It’s hard to believe my Teddyman would be 4 years old today. A four year old in preschool, who loves the Patriots like his Daddy, going to the movies with his Mommy, and is the best big brother to his bossy little sister.  That’s what I picture anyways. I picture his perfectly decorated room, the way it was in Virginia but in my house now, right across from Royce’s room upstairs. I picture toys under the tree for two, and four chairs around the kitchen table, one for each of us. I picture how differently my life would be- how wonderful and complete my life would be with my boy, my girl, my husband, my dog, and my beautiful home. It’s funny how we can trick ourselves.  I lived the reality of Teddy’s life everyday for a year and two weeks – yet I choose my alternate reality- because the pain of it all is too much for anyone to take.

Reality is different- it’s real. A wheelchair is real- so is a feeding tube, and pain and seizure medicine needed to get through every day. Nurses, hospitals, and extensive paperwork needed to get through TSA so they don’t treat your kid like a bomb. His room and all of his personal belonging stored in a basement that has now flooded twice, an empty Christmas stocking, a bunch of framed baby pictures that can’t be upgraded, and a sister that only knows his gravesite. That’s reality. And reality can be so mean- a life with no speech, movement- and worst of all- thought. Reality is-we didn’t choose that life for him. Because the truth is- his life wasn’t getting better. And regardless of how black and white Alex is about it all, regardless that in my heart I know it was the right decision- it weighs on me daily and it’s exhausting. And three years later, I’m tired, I’m changed- I’m a truly different person than before Teddy.  But what I want to share more than anything- is through all the sadness, though all the tears, through all the sleepless nights- life is still worth living. Three years later, I’m a little more complex, fundamentally incomplete, but grateful. It’s taken me a long time to come to that conclusion, But shockingly, i’ll admit it- time does heal. It leaves an ugly scar that is visible everytime you look in the mirror- it leaves a different future, but a future nonetheless.

I’m complex, I always have been. I’m just that much trickier now to navigate. I’m such a kinder person in so many ways after this experience. I sympathize in ways I never would have before. I can accept that very few people have the experiences I do- but that their experiences are not any less painful for them. Maybe it’s their Mother, Uncle, or even a cat they lost- whoever it was- I can now respect their pain.
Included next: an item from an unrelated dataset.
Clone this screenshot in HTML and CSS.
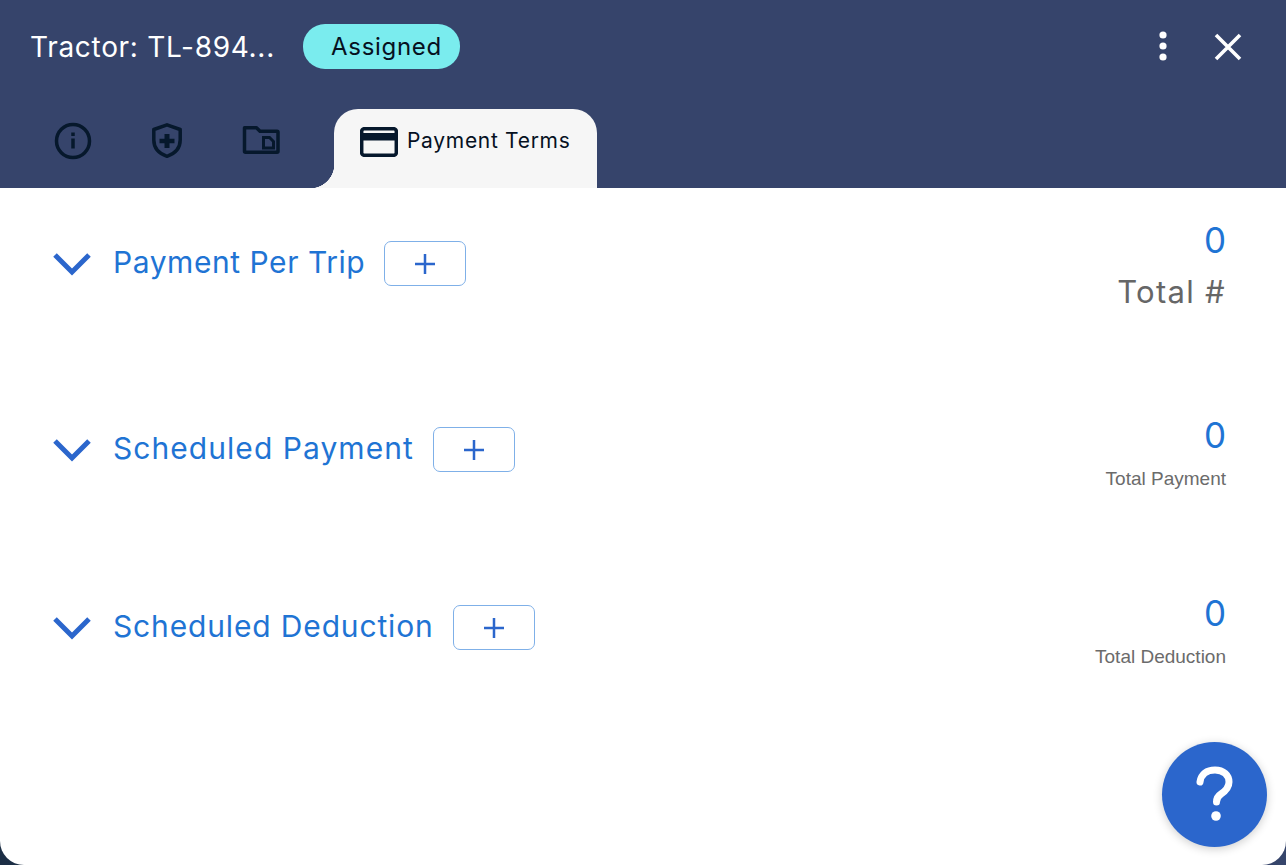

But in some ways I’m a much less sympathetic person- especially to people who are a victim of their own stupidity, laziness, or poor decisions. If God gave you two working arms, two working legs, and a working brain between your ears- use them. I also have zero tolerance for intolerance. Take that one in. Gay, transitioning, whatever- people are people, everyone is someone’s child. Teddy could have been the queen of all queens and I would have embraced everything that he was. I just want him here- and there is nothing about who he may have been that I wouldn’t have loved.

I’m incomplete. I could have nine more children- and they will never fill the void left by Teddy. That hole is for him- and him alone. I’ve learned to live with it- to control my sadness around it- to fill other parts of heart to find happiness in spite of his absence. But i’m incomplete and there is nothing- not a career, money, other family that can solve for it.

I’m grateful. I’m grateful he existed, I’m grateful for the love he taught me, the Mommy he made me, and the coping skills he gave me. I’m the strongest woman I could ever be- because of him. I’m grateful that he knew what I needed even when I was blinded by sadness and anger- and that something was his sister. Without her- I would be a sad and lonely person. I 100% guarantee I wouldn’t be married, I wouldn’t have had more children, I wouldn’t have lived again. I don’t want this to sound like the best solution for a dead child is a replacement child- because that’s not the case. But when you don’t have other children to live for- not living becomes an option- and for the months between Teddy and Royce- that was the scary truth. Teddy gave me my family again- and I’ll never be more grateful than for that.

So for those struggling- just know- it will get better. Go easy on yourself. Take the days when you need them- and for those that don’t support you, get you, or love you- leave them.  

I love you to the moon and back Teddy Fish- happy fourth birthday. I’ll never let anyone forget you.